What the task asks — Leave out the pictures and restate the rest of the data exactly.

Data excerpt —
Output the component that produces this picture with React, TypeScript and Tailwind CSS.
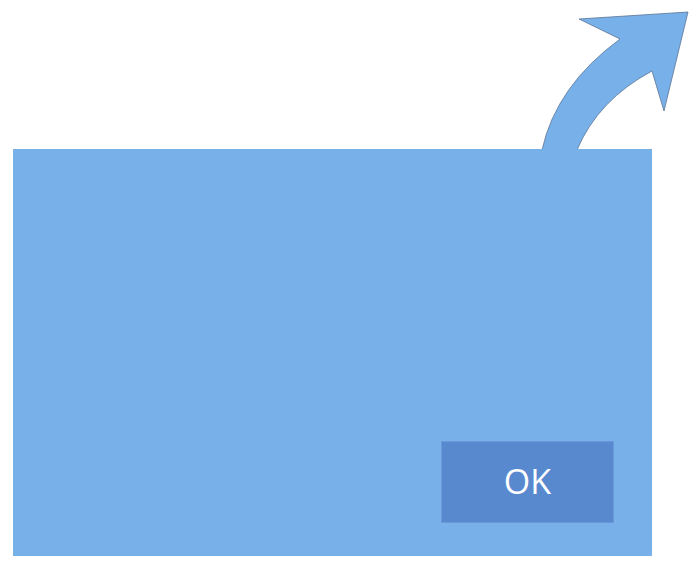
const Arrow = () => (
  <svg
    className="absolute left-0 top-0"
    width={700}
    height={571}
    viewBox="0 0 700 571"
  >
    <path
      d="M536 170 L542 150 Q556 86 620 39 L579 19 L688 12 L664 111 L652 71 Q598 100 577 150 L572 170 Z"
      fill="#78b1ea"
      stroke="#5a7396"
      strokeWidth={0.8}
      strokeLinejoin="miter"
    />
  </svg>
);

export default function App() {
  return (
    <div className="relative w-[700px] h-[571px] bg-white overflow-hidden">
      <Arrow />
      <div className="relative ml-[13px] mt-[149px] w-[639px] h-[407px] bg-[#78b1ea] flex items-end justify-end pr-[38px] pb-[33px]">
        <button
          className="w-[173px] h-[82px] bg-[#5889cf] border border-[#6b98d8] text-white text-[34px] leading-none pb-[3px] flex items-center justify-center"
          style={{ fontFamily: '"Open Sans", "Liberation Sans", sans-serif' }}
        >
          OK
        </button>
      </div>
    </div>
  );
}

Reply —
Output the component that produces this picture with React, TypeScript and Tailwind CSS.
const Arrow = () => (
  <svg
    className="absolute left-0 top-0"
    width={700}
    height={571}
    viewBox="0 0 700 571"
  >
    <path
      d="M536 170 L542 150 Q556 86 620 39 L579 19 L688 12 L664 111 L652 71 Q598 100 577 150 L572 170 Z"
      fill="#78b1ea"
      stroke="#5a7396"
      strokeWidth={0.8}
      strokeLinejoin="miter"
    />
  </svg>
);

export default function App() {
  return (
    <div className="relative w-[700px] h-[571px] bg-white overflow-hidden">
      <Arrow />
      <div className="relative ml-[13px] mt-[149px] w-[639px] h-[407px] bg-[#78b1ea] flex items-end justify-end pr-[38px] pb-[33px]">
        <button
          className="w-[173px] h-[82px] bg-[#5889cf] border border-[#6b98d8] text-white text-[34px] leading-none pb-[3px] flex items-center justify-center"
          style={{ fontFamily: '"Open Sans", "Liberation Sans", sans-serif' }}
        >
          OK
        </button>
      </div>
    </div>
  );
}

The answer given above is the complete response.